*Source excerpt*.

+-------+

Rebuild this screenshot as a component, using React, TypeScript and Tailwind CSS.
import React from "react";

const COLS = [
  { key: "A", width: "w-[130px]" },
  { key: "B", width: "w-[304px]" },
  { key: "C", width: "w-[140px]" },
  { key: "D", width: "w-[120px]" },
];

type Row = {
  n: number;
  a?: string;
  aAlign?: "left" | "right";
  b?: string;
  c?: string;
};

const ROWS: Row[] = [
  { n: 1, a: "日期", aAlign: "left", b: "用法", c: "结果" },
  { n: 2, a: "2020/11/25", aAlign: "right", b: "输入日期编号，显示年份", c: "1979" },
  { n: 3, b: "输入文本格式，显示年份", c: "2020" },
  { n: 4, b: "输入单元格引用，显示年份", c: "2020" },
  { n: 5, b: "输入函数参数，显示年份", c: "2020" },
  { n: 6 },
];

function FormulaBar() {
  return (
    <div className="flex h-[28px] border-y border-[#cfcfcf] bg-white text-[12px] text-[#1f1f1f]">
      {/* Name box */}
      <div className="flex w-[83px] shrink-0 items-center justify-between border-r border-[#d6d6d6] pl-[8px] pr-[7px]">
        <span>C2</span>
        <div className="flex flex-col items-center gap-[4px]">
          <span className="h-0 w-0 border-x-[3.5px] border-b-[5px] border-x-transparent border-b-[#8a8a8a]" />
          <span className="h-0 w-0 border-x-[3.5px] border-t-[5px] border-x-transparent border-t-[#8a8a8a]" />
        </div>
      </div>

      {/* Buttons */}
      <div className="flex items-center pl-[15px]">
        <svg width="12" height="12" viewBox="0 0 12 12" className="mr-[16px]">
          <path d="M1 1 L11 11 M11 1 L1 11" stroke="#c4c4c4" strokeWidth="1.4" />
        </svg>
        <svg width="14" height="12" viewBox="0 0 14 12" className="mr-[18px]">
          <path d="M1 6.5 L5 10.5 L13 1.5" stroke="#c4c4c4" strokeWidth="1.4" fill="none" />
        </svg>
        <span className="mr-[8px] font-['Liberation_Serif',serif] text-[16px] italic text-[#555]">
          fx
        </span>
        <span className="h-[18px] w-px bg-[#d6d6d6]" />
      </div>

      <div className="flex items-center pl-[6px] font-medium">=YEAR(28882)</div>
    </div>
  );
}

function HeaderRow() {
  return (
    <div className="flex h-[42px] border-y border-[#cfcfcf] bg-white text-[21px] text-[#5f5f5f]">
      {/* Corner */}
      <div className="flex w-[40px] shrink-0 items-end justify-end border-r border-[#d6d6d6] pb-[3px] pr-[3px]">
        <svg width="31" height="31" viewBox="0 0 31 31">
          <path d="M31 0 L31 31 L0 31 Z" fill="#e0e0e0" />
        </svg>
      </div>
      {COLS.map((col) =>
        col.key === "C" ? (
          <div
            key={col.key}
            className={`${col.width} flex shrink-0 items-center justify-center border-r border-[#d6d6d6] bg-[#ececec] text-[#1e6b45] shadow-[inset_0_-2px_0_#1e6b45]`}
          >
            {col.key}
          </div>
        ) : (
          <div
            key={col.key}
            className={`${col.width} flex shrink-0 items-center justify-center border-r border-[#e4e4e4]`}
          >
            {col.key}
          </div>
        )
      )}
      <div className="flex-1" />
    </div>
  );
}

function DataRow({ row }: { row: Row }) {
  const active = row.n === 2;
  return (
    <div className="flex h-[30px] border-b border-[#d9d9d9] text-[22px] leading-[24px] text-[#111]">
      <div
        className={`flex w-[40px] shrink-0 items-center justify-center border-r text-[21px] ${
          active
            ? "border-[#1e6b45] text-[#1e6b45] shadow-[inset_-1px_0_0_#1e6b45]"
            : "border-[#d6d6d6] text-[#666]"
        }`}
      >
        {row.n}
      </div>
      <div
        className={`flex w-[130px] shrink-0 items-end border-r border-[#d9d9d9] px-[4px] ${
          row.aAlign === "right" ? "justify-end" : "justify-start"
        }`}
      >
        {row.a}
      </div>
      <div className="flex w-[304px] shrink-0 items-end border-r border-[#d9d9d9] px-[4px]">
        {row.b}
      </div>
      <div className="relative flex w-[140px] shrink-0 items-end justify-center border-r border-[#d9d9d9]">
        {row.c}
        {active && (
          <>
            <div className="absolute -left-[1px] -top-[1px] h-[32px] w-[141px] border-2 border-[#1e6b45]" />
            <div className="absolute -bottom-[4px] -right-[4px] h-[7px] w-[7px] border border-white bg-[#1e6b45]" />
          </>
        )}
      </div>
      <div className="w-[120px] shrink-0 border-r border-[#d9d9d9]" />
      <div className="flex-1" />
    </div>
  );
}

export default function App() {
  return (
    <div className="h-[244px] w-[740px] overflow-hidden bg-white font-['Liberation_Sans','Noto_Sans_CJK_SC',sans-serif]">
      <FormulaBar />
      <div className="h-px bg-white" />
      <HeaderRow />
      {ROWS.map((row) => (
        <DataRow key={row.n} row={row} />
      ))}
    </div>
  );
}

+-------+

*Short exercise*. Return the listing above in full, character for character.

*Task result*.
Rebuild this screenshot as a component, using React, TypeScript and Tailwind CSS.
import React from "react";

const COLS = [
  { key: "A", width: "w-[130px]" },
  { key: "B", width: "w-[304px]" },
  { key: "C", width: "w-[140px]" },
  { key: "D", width: "w-[120px]" },
];

type Row = {
  n: number;
  a?: string;
  aAlign?: "left" | "right";
  b?: string;
  c?: string;
};

const ROWS: Row[] = [
  { n: 1, a: "日期", aAlign: "left", b: "用法", c: "结果" },
  { n: 2, a: "2020/11/25", aAlign: "right", b: "输入日期编号，显示年份", c: "1979" },
  { n: 3, b: "输入文本格式，显示年份", c: "2020" },
  { n: 4, b: "输入单元格引用，显示年份", c: "2020" },
  { n: 5, b: "输入函数参数，显示年份", c: "2020" },
  { n: 6 },
];

function FormulaBar() {
  return (
    <div className="flex h-[28px] border-y border-[#cfcfcf] bg-white text-[12px] text-[#1f1f1f]">
      {/* Name box */}
      <div className="flex w-[83px] shrink-0 items-center justify-between border-r border-[#d6d6d6] pl-[8px] pr-[7px]">
        <span>C2</span>
        <div className="flex flex-col items-center gap-[4px]">
          <span className="h-0 w-0 border-x-[3.5px] border-b-[5px] border-x-transparent border-b-[#8a8a8a]" />
          <span className="h-0 w-0 border-x-[3.5px] border-t-[5px] border-x-transparent border-t-[#8a8a8a]" />
        </div>
      </div>

      {/* Buttons */}
      <div className="flex items-center pl-[15px]">
        <svg width="12" height="12" viewBox="0 0 12 12" className="mr-[16px]">
          <path d="M1 1 L11 11 M11 1 L1 11" stroke="#c4c4c4" strokeWidth="1.4" />
        </svg>
        <svg width="14" height="12" viewBox="0 0 14 12" className="mr-[18px]">
          <path d="M1 6.5 L5 10.5 L13 1.5" stroke="#c4c4c4" strokeWidth="1.4" fill="none" />
        </svg>
        <span className="mr-[8px] font-['Liberation_Serif',serif] text-[16px] italic text-[#555]">
          fx
        </span>
        <span className="h-[18px] w-px bg-[#d6d6d6]" />
      </div>

      <div className="flex items-center pl-[6px] font-medium">=YEAR(28882)</div>
    </div>
  );
}

function HeaderRow() {
  return (
    <div className="flex h-[42px] border-y border-[#cfcfcf] bg-white text-[21px] text-[#5f5f5f]">
      {/* Corner */}
      <div className="flex w-[40px] shrink-0 items-end justify-end border-r border-[#d6d6d6] pb-[3px] pr-[3px]">
        <svg width="31" height="31" viewBox="0 0 31 31">
          <path d="M31 0 L31 31 L0 31 Z" fill="#e0e0e0" />
        </svg>
      </div>
      {COLS.map((col) =>
        col.key === "C" ? (
          <div
            key={col.key}
            className={`${col.width} flex shrink-0 items-center justify-center border-r border-[#d6d6d6] bg-[#ececec] text-[#1e6b45] shadow-[inset_0_-2px_0_#1e6b45]`}
          >
            {col.key}
          </div>
        ) : (
          <div
            key={col.key}
            className={`${col.width} flex shrink-0 items-center justify-center border-r border-[#e4e4e4]`}
          >
            {col.key}
          </div>
        )
      )}
      <div className="flex-1" />
    </div>
  );
}

function DataRow({ row }: { row: Row }) {
  const active = row.n === 2;
  return (
    <div className="flex h-[30px] border-b border-[#d9d9d9] text-[22px] leading-[24px] text-[#111]">
      <div
        className={`flex w-[40px] shrink-0 items-center justify-center border-r text-[21px] ${
          active
            ? "border-[#1e6b45] text-[#1e6b45] shadow-[inset_-1px_0_0_#1e6b45]"
            : "border-[#d6d6d6] text-[#666]"
        }`}
      >
        {row.n}
      </div>
      <div
        className={`flex w-[130px] shrink-0 items-end border-r border-[#d9d9d9] px-[4px] ${
          row.aAlign === "right" ? "justify-end" : "justify-start"
        }`}
      >
        {row.a}
      </div>
      <div className="flex w-[304px] shrink-0 items-end border-r border-[#d9d9d9] px-[4px]">
        {row.b}
      </div>
      <div className="relative flex w-[140px] shrink-0 items-end justify-center border-r border-[#d9d9d9]">
        {row.c}
        {active && (
          <>
            <div className="absolute -left-[1px] -top-[1px] h-[32px] w-[141px] border-2 border-[#1e6b45]" />
            <div className="absolute -bottom-[4px] -right-[4px] h-[7px] w-[7px] border border-white bg-[#1e6b45]" />
          </>
        )}
      </div>
      <div className="w-[120px] shrink-0 border-r border-[#d9d9d9]" />
      <div className="flex-1" />
    </div>
  );
}

export default function App() {
  return (
    <div className="h-[244px] w-[740px] overflow-hidden bg-white font-['Liberation_Sans','Noto_Sans_CJK_SC',sans-serif]">
      <FormulaBar />
      <div className="h-px bg-white" />
      <HeaderRow />
      {ROWS.map((row) => (
        <DataRow key={row.n} row={row} />
      ))}
    </div>
  );
}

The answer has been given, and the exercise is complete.